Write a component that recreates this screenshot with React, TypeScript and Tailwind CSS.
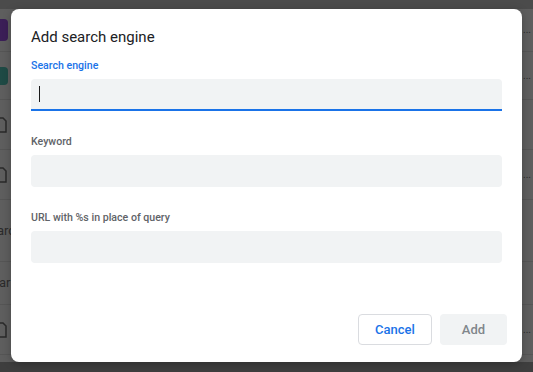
import { useState } from "react";

const rows = [
  { h: "h-[43px]", icon: "purple" },
  { h: "h-[48px]", icon: "teal" },
  { h: "h-[50px]", icon: "file" },
  { h: "h-[50px]", icon: "file" },
  { h: "h-[62px]", icon: "textA" },
  { h: "h-[43px]", icon: "textB" },
  { h: "h-[50px]", icon: "file" },
];

const RowIcon = ({ kind }: { kind: string }) => {
  if (kind === "purple") return <div className="h-[22px] w-[14px] -ml-[6px] rounded-sm bg-[#3b1f57]" />;
  if (kind === "teal") return <div className="h-[18px] w-[12px] -ml-[4px] rounded-sm bg-[#1f4a45]" />;
  if (kind === "file")
    return (
      <svg width="12" height="16" viewBox="0 0 12 16" className="-ml-[5px]">
        <path d="M1 1h7l3 3v11H1z" fill="none" stroke="#2a2a2a" strokeWidth="1.5" />
      </svg>
    );
  if (kind === "textA") return <span className="-ml-[3px] text-[13px] text-[#2b2b2b]">arc</span>;
  return <span className="-ml-[8px] text-[13px] text-[#2b2b2b]">ear</span>;
};

const Field = ({ label, active }: { label: string; active?: boolean }) => (
  <div className="flex flex-col">
    <label
      className={`text-[10.6px] font-medium leading-[14px] ${active ? "text-[#1a73e8]" : "text-[#5f6368]"}`}
    >
      {label}
    </label>
    <div
      className={`mt-[6px] flex h-[32px] items-center rounded-[4px] bg-[#f1f3f4] px-[8px] ${active ? "rounded-b-none border-b-2 border-[#1a73e8]" : ""}`}
    >
      {active && <div className="h-[16px] w-[1px] bg-[#1a1a1a]" />}
    </div>
  </div>
);

const App = () => {
  const [open] = useState(true);

  return (
    <div className="relative h-[372px] w-[533px] overflow-hidden bg-[#5e5e5e] font-['Roboto',sans-serif]">
      {/* dimmed page behind */}
      <div className="h-[9px] bg-[#4b4b4b]" />
      <div className="flex flex-col">
        {rows.map((r, i) => (
          <div key={i} className={`${r.h} flex items-center justify-between border-b border-[#555] pr-[2px]`}>
            <RowIcon kind={r.icon} />
            {[0, 1, 3, 6].includes(i) && <span className="text-[10px] leading-none text-[#2b2b2b]">...</span>}
          </div>
        ))}
      </div>
      <div className="absolute bottom-0 left-0 h-[10px] w-full bg-[#3e3e3e]" />

      {open && (
        <div className="absolute left-[11px] top-[9px] flex h-[353px] w-[511px] flex-col rounded-[8px] bg-white px-[20px] pb-[17px] pt-[18px] shadow-[0_2px_8px_rgba(0,0,0,0.25)]">
          <h2 className="text-[15px] leading-[20px] text-[#202124]">Add search engine</h2>
          <div className="mt-[12px] flex flex-col gap-[24px]">
            <Field label="Search engine" active />
            <Field label="Keyword" />
            <Field label="URL with %s in place of query" />
          </div>
          <div className="mt-auto -mr-[5px] flex justify-end gap-[8px]">
            <button className="h-[31px] w-[74px] rounded-[4px] border border-[#dadce0] bg-white text-[13px] font-medium text-[#1a73e8]">
              Cancel
            </button>
            <button className="h-[31px] w-[67px] rounded-[4px] bg-[#f1f3f4] text-[13px] font-medium text-[#80868b]">
              Add
            </button>
          </div>
        </div>
      )}
    </div>
  );
};

export default App;
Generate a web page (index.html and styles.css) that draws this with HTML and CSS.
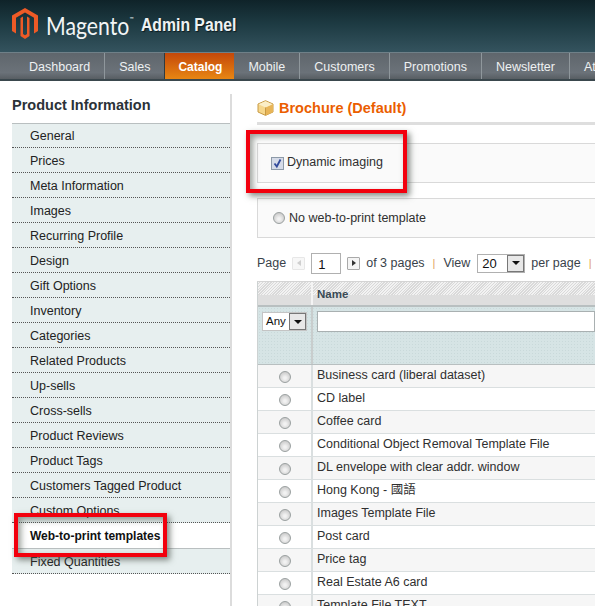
FILE: index.html
```html
<!DOCTYPE html>
<html lang="en">
<head>
<meta charset="utf-8">
<title>Magento Admin Panel</title>
<link rel="stylesheet" href="styles.css">
</head>
<body>
<div class="page">
  <header class="header">
    <svg class="logo" width="26" height="31" viewBox="12 8 26 31">
      <path fill="#ee5a26" d="M25 8L38 15.5V31L34 33.5V17.8L25 12.6L16 17.8V33.5L12 31V15.5Z"/>
      <path fill="#ee5a26" d="M20.5 18L23 16.5V34L25 35.2L27 34V16.5L29.5 18V36L25 39L20.5 36Z"/>
    </svg>
    <span class="brand"><span class="brand-text">Magento<sup class="tm">™</sup></span></span>
    <span class="panel">Admin Panel</span>
  </header>
  <nav class="nav">
    <a class="nav-item">Dashboard</a>
    <a class="nav-item">Sales</a>
    <a class="nav-item active">Catalog</a>
    <a class="nav-item">Mobile</a>
    <a class="nav-item">Customers</a>
    <a class="nav-item">Promotions</a>
    <a class="nav-item">Newsletter</a>
    <a class="nav-item">Attributes</a>
  </nav>
  <main class="main">
    <aside class="side">
      <h3 class="side-title">Product Information</h3>
      <ul class="tabs">
        <li class="tab">General</li>
        <li class="tab">Prices</li>
        <li class="tab">Meta Information</li>
        <li class="tab">Images</li>
        <li class="tab">Recurring Profile</li>
        <li class="tab">Design</li>
        <li class="tab">Gift Options</li>
        <li class="tab">Inventory</li>
        <li class="tab">Categories</li>
        <li class="tab">Related Products</li>
        <li class="tab">Up-sells</li>
        <li class="tab">Cross-sells</li>
        <li class="tab">Product Reviews</li>
        <li class="tab">Product Tags</li>
        <li class="tab">Customers Tagged Product</li>
        <li class="tab">Custom Options</li>
        <li class="tab current">Web-to-print templates</li>
        <li class="tab">Fixed Quantities</li>
      </ul>
    </aside>
    <section class="content">
      <div class="head">
        <svg class="cube" width="17" height="16" viewBox="0 0 17 16">
          <path fill="#f6d78c" stroke="#c79a45" d="M8.5.7L16 4v8l-7.5 3.4L1 12V4Z"/>
          <path fill="#e8b558" d="M8.5 7.5L16 4v8l-7.5 3.4Z"/>
          <path fill="#fbeec6" d="M8.5 7.5L1.5 4.2 8.5 1.2l7 3Z"/>
          <path fill="none" stroke="#c79a45" d="M8.5 7.5V15"/>
        </svg>
        <h3 class="title">Brochure (Default)</h3>
      </div>
      <div class="box box-check">
        <input class="check" type="checkbox" checked>
        <span>Dynamic imaging</span>
      </div>
      <div class="box box-radio">
        <input class="radio" type="radio">
        <span>No web-to-print template</span>
      </div>
      <div class="pager">
        <span class="p-page">Page</span>
        <span class="pbtn off"><i class="tri left"></i></span>
        <span class="pinput">1</span>
        <span class="pbtn"><i class="tri right"></i></span>
        <span class="p-of">of 3 pages</span>
        <span class="bar">|</span>
        <span>View</span>
        <span class="pselect">20<i class="drop"><i class="tri down"></i></i></span>
        <span>per page</span>
        <span class="bar">|</span>
      </div>
      <div class="grid">
        <div class="ghead">
          <div class="c1"></div>
          <div class="c2">Name</div>
        </div>
        <div class="gfilter">
          <div class="c1"><span class="any">Any<i class="drop"><i class="tri down"></i></i></span></div>
          <div class="c2"><span class="ftext"></span></div>
        </div>
        <div class="row"><div class="c1"><input class="radio" type="radio"></div><div class="c2">Business card (liberal dataset)</div></div>
        <div class="row"><div class="c1"><input class="radio" type="radio"></div><div class="c2">CD label</div></div>
        <div class="row"><div class="c1"><input class="radio" type="radio"></div><div class="c2">Coffee card</div></div>
        <div class="row"><div class="c1"><input class="radio" type="radio"></div><div class="c2">Conditional Object Removal Template File</div></div>
        <div class="row"><div class="c1"><input class="radio" type="radio"></div><div class="c2">DL envelope with clear addr. window</div></div>
        <div class="row"><div class="c1"><input class="radio" type="radio"></div><div class="c2">Hong Kong - 國語</div></div>
        <div class="row"><div class="c1"><input class="radio" type="radio"></div><div class="c2">Images Template File</div></div>
        <div class="row"><div class="c1"><input class="radio" type="radio"></div><div class="c2">Post card</div></div>
        <div class="row"><div class="c1"><input class="radio" type="radio"></div><div class="c2">Price tag</div></div>
        <div class="row"><div class="c1"><input class="radio" type="radio"></div><div class="c2">Real Estate A6 card</div></div>
        <div class="row"><div class="c1"><input class="radio" type="radio"></div><div class="c2">Template File TEXT</div></div>
      </div>
    </section>
  </main>
  <div class="mark mark-a"></div>
  <div class="mark mark-b"></div>
</div>
</body>
</html>
```
FILE: styles.css
```css
* { box-sizing: border-box; }
html, body { margin: 0; padding: 0; background: #fff; }
body { font-family: "Liberation Sans", Arial, "Noto Sans CJK TC", sans-serif; font-size: 12.5px; color: #2f2f2f; }
.page { position: relative; width: 595px; height: 606px; overflow: hidden; }

.header { height: 52px; display: flex; align-items: flex-start; padding: 8px 0 0 12px; background: linear-gradient(#0f2329, #1d3a42 45%, #34535e); }
.logo { flex: none; }
.brand { flex: none; width: 95px; margin: 1px 0 0 8px; }
.brand-text { display: block; font-family: Lato, sans-serif; font-size: 25px; line-height: 32px; color: #f2f5f6; white-space: nowrap; transform: scaleX(.85); transform-origin: left center; }
.tm { font-size: 6px; vertical-align: 14px; line-height: 0; }
.panel { flex: none; margin-top: 5px; font-weight: 700; font-size: 18px; line-height: 24px; color: #eef2f3; text-shadow: 1px 1px 1px #0c1b20; white-space: nowrap; transform: scaleX(.875); transform-origin: left center; }

.nav { height: 29px; display: flex; padding-left: 15px; border-top: 1px solid #6f8088; border-bottom: 2px solid #3a474d; background: linear-gradient(#5f666c, #6b7279 75%, #585e63); overflow: hidden; }
.nav-item { flex: none; padding: 0 14px; font-size: 12.5px; line-height: 28px; color: #eef1f2; border-right: 1px solid #8f979c; white-space: nowrap; }
.nav-item.active { margin-left: -1px; width: 70px; padding: 0 0 0 13px; border-left: 1px solid #2f3a40; border-right: 0; background: linear-gradient(#c4480a, #e88613); font-weight: 700; font-size: 12px; color: #fff; }

.main { display: flex; align-items: flex-start; }
.side { flex: none; width: 220px; height: 513px; margin-top: 13px; margin-left: 12px; border-right: 2px solid #dcdcdc; }
.side-title { margin: 0; height: 29px; font-size: 14.5px; line-height: 22px; font-weight: 700; color: #2b3238; }
.tabs { margin: 0; padding: 0; list-style: none; border-top: 1px solid #b9bfc0; }
.tab { height: 25px; padding-left: 18px; line-height: 26px; background: #e7efef; border-bottom: 1px dotted #555; color: #222; }
.tab:first-child { height: 24px; line-height: 24px; }
.tab.current { height: 26px; line-height: 26px; background: #fff; font-weight: 700; font-size: 12px; border-bottom: 1px solid #b9bfc0; color: #111; }

.content { flex: none; width: 338px; margin-left: 25px; }
.head { display: flex; align-items: center; gap: 5px; height: 28px; margin-top: 13px; box-shadow: 0 3px 0 0 #dedede; }
.cube { flex: none; }
.title { margin: 0; font-size: 14.5px; font-weight: 700; color: #eb5e00; white-space: nowrap; }
.box { height: 40px; display: flex; align-items: center; background: #fafafa; border: 1px solid #d9d9d9; border-right: 0; }
.box-check { margin-top: 21px; padding-left: 13px; gap: 3px; }
.box-check span { margin-top: -3px; }
.box-radio { margin-top: 15px; padding-left: 15px; gap: 4px; }
.box-radio span { margin-top: -1px; }

.check { appearance: none; flex: none; margin: 0; width: 13px; height: 13px; border: 1px solid #8d9aa8; background: #d5dbe8 url("data:image/svg+xml,%3Csvg xmlns='http://www.w3.org/2000/svg' viewBox='0 0 11 11'%3E%3Cpath fill='none' stroke='%23324a9b' stroke-width='1.8' d='M2.5 5.5L4.8 8.5L8.5 1.5'/%3E%3C/svg%3E") center/11px 11px no-repeat; }
.radio { appearance: none; display: block; flex: none; margin: 0; width: 12px; height: 12px; border-radius: 50%; border: 1px solid #9aa0a0; background: radial-gradient(circle at 50% 60%, #f2f2f2 15%, #cfcfcf 70%, #bbb); }

.pager { display: flex; align-items: center; height: 22px; margin-top: 14px; white-space: nowrap; color: #39424a; }
.pager > span { flex: none; }
.p-page { margin-right: 6px; }
.pbtn { width: 13px; height: 13px; display: flex; align-items: center; justify-content: center; background: #f4f4f4; border: 1px solid #a9a9a9; border-radius: 1px; }
.pbtn.off { border-color: #ddd; opacity: .7; }
.pinput { width: 30px; height: 21px; margin: 0 6px; padding-left: 6px; line-height: 22px; font-size: 13px; background: #fff; border: 1px solid #b0b0b0; color: #111; }
.p-of { margin-left: 6px; }
.bar { margin: 0 8px; color: #e0a060; font-size: 11px; }
.pselect { position: relative; width: 48px; height: 19px; margin: 0 6px 0 7px; padding-left: 4px; line-height: 18px; font-size: 13px; background: #fff; border: 1px solid #b0b0b0; color: #111; }
.drop { position: absolute; right: 0; top: 0; bottom: 0; width: 17px; display: flex; align-items: center; justify-content: center; background: #e8e8e8; border: 1px solid #777; }
.tri { display: block; width: 0; height: 0; border-style: solid; border-color: transparent; }
.tri.left { border-width: 3px 4px 3px 0; border-right-color: #bbb; }
.tri.right { border-width: 3px 0 3px 4px; border-left-color: #333; }
.tri.down { border-width: 4px 4px 0 4px; border-top-color: #111; }

.grid { width: 338px; margin-top: 7px; border-top: 1px solid #d4d4d4; border-left: 1px solid #cdd2d2; }
.ghead, .gfilter, .row { display: flex; }
.c1 { flex: none; width: 55px; border-right: 2px solid #c8cdcd; }
.c2 { flex: auto; padding-left: 4px; white-space: nowrap; }
.ghead { height: 25px; border-bottom: 2px solid #b8bfc0; background: linear-gradient(transparent 13px, #dedede 13px), repeating-linear-gradient(135deg, #f2f2f2 0 1px, #d9d9d9 1px 2px); font-weight: 700; font-size: 11.5px; line-height: 24px; color: #3a4a55; }
.ghead .c1 { border-right-color: #f4f4f4; }
.gfilter { height: 58px; border-bottom: 1px solid #b8bfc0; background: #d6e4e5 radial-gradient(#c9d9da 1px, transparent 1px) 0 0/3px 3px; }
.gfilter .c1 { padding: 5px 0 0 4px; }
.any { position: relative; display: block; width: 45px; height: 19px; padding-left: 3px; line-height: 17px; font-size: 11.5px; background: #fff; border: 1px solid #c4c4c4; color: #111; }
.gfilter .c2 { padding-top: 4px; }
.ftext { display: block; width: 100%; height: 21px; background: #fff; border: 1px solid #a9b0b1; }
.row { height: 23px; line-height: 21px; border-bottom: 1px solid #dadfe0; background: #fff; }
.row:nth-child(odd) { background: #f6f6f6; }
.row .c1 { display: flex; justify-content: center; padding-top: 6px; border-right-color: #dadfe0; }

.mark { position: absolute; border: 4px solid #f2000d; box-shadow: 3px 3px 6px rgba(70, 80, 70, .65), inset 3px 3px 6px rgba(70, 80, 70, .55); }
.mark-a { left: 246px; top: 130px; width: 161px; height: 63px; }
.mark-b { left: 14px; top: 513px; width: 153px; height: 44px; }
```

◆ **Required work**
Pull every line containing the word "that" out of the material and copy it.

◆ **Complete response**
Write a component that recreates this screenshot with React, TypeScript and Tailwind CSS.
Generate a web page (index.html and styles.css) that draws this with HTML and CSS.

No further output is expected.